The Institute of Information Systems has developed and researched a wide spectrum of data mining applications with a focus on web applications in education, B2C retail applications, and knowledge management. One focus is on the analysis of the web as "the world's largest database." In particular we analyze and develop methods and tools for exploratory analysis of behavioral data. Another area of interest is the transition of from temporal data analysis (still plays an important role) that implicitly assumes a stationary role for the described domains, to the analysis of the dynamic aspect of such data (these data, as a rule, are too complicated to examine using standard time series analysis techniques).

Web mining describes the application of traditional data mining techniques onto the web resources and has facilitated the further development of these techniques to consider the specific structures of web data.
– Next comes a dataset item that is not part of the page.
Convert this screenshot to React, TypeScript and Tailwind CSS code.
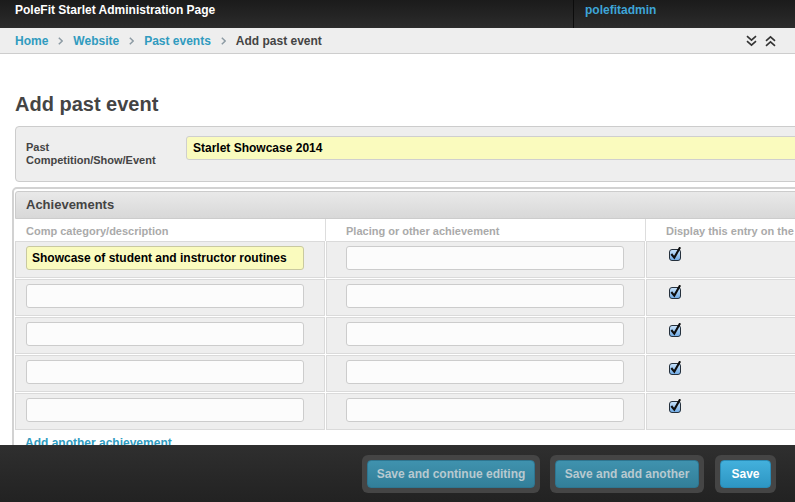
import React from "react";

const Sep = () => (
  <svg width="5" height="8" viewBox="0 0 5 8" className="mx-[10px]">
    <path d="M0.8 0.8 L4.2 4 L0.8 7.2" fill="none" stroke="#8c9aa3" strokeWidth="1.5" />
  </svg>
);

const DoubleDown = () => (
  <svg width="11" height="12" viewBox="0 0 11 12">
    <path d="M1 1.2 L5.5 5.2 L10 1.2 M1 6.2 L5.5 10.2 L10 6.2" fill="none" stroke="#333" strokeWidth="1.6" />
  </svg>
);

const DoubleUp = () => (
  <svg width="11" height="12" viewBox="0 0 11 12">
    <path d="M1 5.8 L5.5 1.8 L10 5.8 M1 10.8 L5.5 6.8 L10 10.8" fill="none" stroke="#333" strokeWidth="1.6" />
  </svg>
);

const Check = ({ id }: { id: string }) => (
  <svg width="14" height="14" viewBox="0 0 14 14" className="block">
    <defs>
      <linearGradient id={id} x1="0" y1="0" x2="0" y2="1">
        <stop offset="0" stopColor="#c9e3fb" />
        <stop offset="1" stopColor="#6ea9e4" />
      </linearGradient>
    </defs>
    <rect x="1.5" y="2.5" width="11" height="11" rx="2.5" fill={`url(#${id})`} stroke="#25303c" />
    <path d="M4 7.8 L6.3 10.6 L11.6 1.2" fill="none" stroke="#0d0d0d" strokeWidth="2.1" strokeLinecap="square" />
  </svg>
);

const rows = [
  "Showcase of student and instructor routines",
  "",
  "",
  "",
  "",
];

export default function App() {
  return (
    <div className="relative w-[795px] h-[502px] overflow-hidden bg-white [font-family:'Liberation_Sans',Arial,Helvetica,sans-serif]">
      {/* top header */}
      <div className="flex h-[28px] bg-gradient-to-b from-[#1b1b1b] to-[#2c2c2c]">
        <div className="w-[573px] shrink-0 pl-[15px] pt-[3px] text-[12px] leading-[15px] font-bold text-white">
          PoleFit Starlet Administration Page
        </div>
        <div className="flex-1 border-l border-[#0c0c0c] pl-[11px] pt-[3px] text-[12px] leading-[15px] font-bold text-[#3ea5d8]">
          polefitadmin
        </div>
      </div>

      {/* breadcrumbs */}
      <div className="flex items-center h-[26px] border-b border-[#cdcdcd] bg-[#eeeeee] pl-[15px] pr-[19px] pt-[1px] text-[12px] leading-[24px] font-bold">
        <span className="text-[#309bbf]">Home</span>
        <Sep />
        <span className="text-[#309bbf]">Website</span>
        <Sep />
        <span className="text-[#309bbf]">Past events</span>
        <Sep />
        <span className="text-[#444]">Add past event</span>
        <div className="ml-auto flex items-center gap-[8px]">
          <DoubleDown />
          <DoubleUp />
        </div>
      </div>

      {/* title */}
      <h1 className="mt-[38px] ml-[15px] text-[20px] leading-[24px] font-bold text-[#444]">Add past event</h1>

      {/* main fieldset */}
      <div className="mt-[10px] ml-[15px] flex w-[900px] h-[56px] rounded-[4px] border border-[#cccccc] bg-[#eeeeee]">
        <div className="w-[170px] shrink-0 pl-[10px] pt-[14px] text-[11px] leading-[13px] font-bold text-[#444]">
          Past
          <br />
          Competition/Show/Event
        </div>
        <div className="pt-[9px]">
          <div className="w-[700px] h-[24px] rounded-[3px] border border-[#cfcfcf] bg-[#fafbbe] pl-[6px] text-[12px] leading-[22px] font-bold text-black">
            Starlet Showcase 2014
          </div>
        </div>
      </div>

      {/* achievements inline */}
      <div className="mt-[5px] ml-[12px] w-[900px] rounded-[5px] border-2 border-[#d2d2d2] pt-[2px] pl-[1px]">
        <div className="h-[28px] rounded-t-[3px] border border-[#cccccc] bg-gradient-to-b from-[#e9e9e9] to-[#d8d8d8] pl-[10px] text-[13px] leading-[26px] font-bold text-[#444]">
          Achievements
        </div>
        <div className="flex h-[22px] bg-white text-[11px] leading-[22px] font-bold text-[#aaaaaa]">
          <div className="w-[310px] shrink-0 pl-[11px] pt-[1px]">Comp category/description</div>
          <div className="w-[320px] shrink-0 border-l border-[#dddddd] pl-[20px] pt-[1px]">Placing or other achievement</div>
          <div className="flex-1 border-l border-[#dddddd] pl-[20px] pt-[1px] whitespace-nowrap">Display this entry on the website</div>
        </div>
        <div className="flex flex-col gap-[1px]">
          {rows.map((val, i) => (
            <div key={i} className="flex gap-[1px] h-[37px]">
              <div className="w-[310px] shrink-0 border border-[#dadada] bg-[#eeeeee] pl-[10px] pt-[4px]">
                <div
                  className={`w-[278px] h-[24px] rounded-[3px] border pl-[5px] text-[12px] leading-[22px] font-bold text-black ${
                    val ? "border-[#c9c9a0] bg-[#fafbbe]" : "border-[#cccccc] bg-[#fcfcfc]"
                  }`}
                >
                  {val}
                </div>
              </div>
              <div className="w-[319px] shrink-0 border border-[#dadada] bg-[#eeeeee] pl-[19px] pt-[4px]">
                <div className="w-[278px] h-[24px] rounded-[3px] border border-[#cccccc] bg-[#fcfcfc]" />
              </div>
              <div className="flex-1 border border-[#dadada] bg-[#eeeeee] pl-[21px] pt-[5px]">
                <Check id={`cb${i}`} />
              </div>
            </div>
          ))}
        </div>
        <div className="mt-[6px] pl-[10px] pb-[20px] text-[12px] leading-[15px] font-bold text-[#309bbf]">
          Add another achievement
        </div>
      </div>

      {/* submit row (fixed footer) */}
      <div className="absolute bottom-0 left-0 right-0 h-[57px] flex items-start justify-end pt-[10px] pr-[19px] bg-gradient-to-b from-[#2f2f2f] to-[#222222]">
        <div className="rounded-[6px] bg-[#454545] p-[5px]">
          <div className="w-[168px] h-[28px] rounded-[4px] border border-[#2e7590] bg-gradient-to-b from-[#3f92ae] to-[#327f99] text-center text-[12px] leading-[26px] font-bold text-[#b7c9d0]">
            Save and continue editing
          </div>
        </div>
        <div className="ml-[10px] rounded-[6px] bg-[#454545] p-[5px]">
          <div className="w-[144px] h-[28px] rounded-[4px] border border-[#2e7590] bg-gradient-to-b from-[#3f92ae] to-[#327f99] text-center text-[12px] leading-[26px] font-bold text-[#b7c9d0]">
            Save and add another
          </div>
        </div>
        <div className="ml-[11px] rounded-[6px] bg-[#454545] p-[5px]">
          <div className="w-[51px] h-[28px] rounded-[4px] border border-[#2a8bb6] bg-gradient-to-b from-[#43b0dc] to-[#2d96c3] text-center text-[12px] leading-[26px] font-bold text-white">
            Save
          </div>
        </div>
      </div>
    </div>
  );
}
The analyzed web resources contain (1) the actual web site (2) the hyperlinks connecting these sites and (3) the path that online users take on the web to reach a particular site. Web usage mining then refers to the derivation of useful knowledge from these data inputs. The content of the raw data for web usage mining on the one hand, and the expected knowledge to be derived from it on the other, pose a special challenge. While the input data are mostly web server logs and other primarily technically oriented data, the desired output is an understanding of user behavior in the domain of online information search, online shopping, online learning etc. This requires on the one hand an understanding and formal modeling of the behavior examined in the domain and on the other a picture of how the input data figures in these models. We are investigating "semantic web" approaches as a promising avenue for the formal and computational aspects of this goal. The contents aspects of this goal require an understanding of behavioral theories in the investigated domains and a highly interdisciplinary research approach. The eventual presentation of the mining results for domain experts should consider general aspects of user interface design as well as domain-specific customs. Further, the development of visualizations as an important design element of user oriented mining systems is in the focus of our research efforts.

User behavior and data availability tend to change over time. Therefore the dynamism of a domain is an important question in every mining analysis and in each presentation of mining results for domain experts. Most data mining algorithms tend to treat the dataset being analyzed as a static unit. However a dataset may change in terms of content and/or structure over time, either due to updates or just because the data was collected over a long period of time. Regarding updates, it seems sufficient to update the patterns discovered previously from the data. Most of the "incremental mining techniques" proposed to solve this task are based on their static counterparts and re-use information from earlier mining runs, to update patterns. The data collection over a long time period creates another situation. In this case the data experiences only one form of update: insertions of data. The distribution of entities in the data set can change on account of external and/or internal factors. Due to these changes, the patterns over time may also change (pattern evolution). There are two types of pattern change: changes in the essential make up of a pattern, for example the relationship in the data as reflected by the specific pattern, and changes in the statistical measurement of the pattern. Both types of changes can have a significant influence on the decision process and hence should be observed. The pattern supervision necessitates a data model that contains a temporal component to illustrate a specific pattern for the corresponding time. A second question that automatically comes in to play is: which patterns should be supervised or observed? The interesting thing is that even when examining smaller data amounts, the number of discovered patters is often very big. In these cases the analyst must chose a manageable subset of the patterns. Our research focuses on formal descriptions of pattern evolution and supervision, the efficient development of algorithms for these tasks and the implementation of suitable tools.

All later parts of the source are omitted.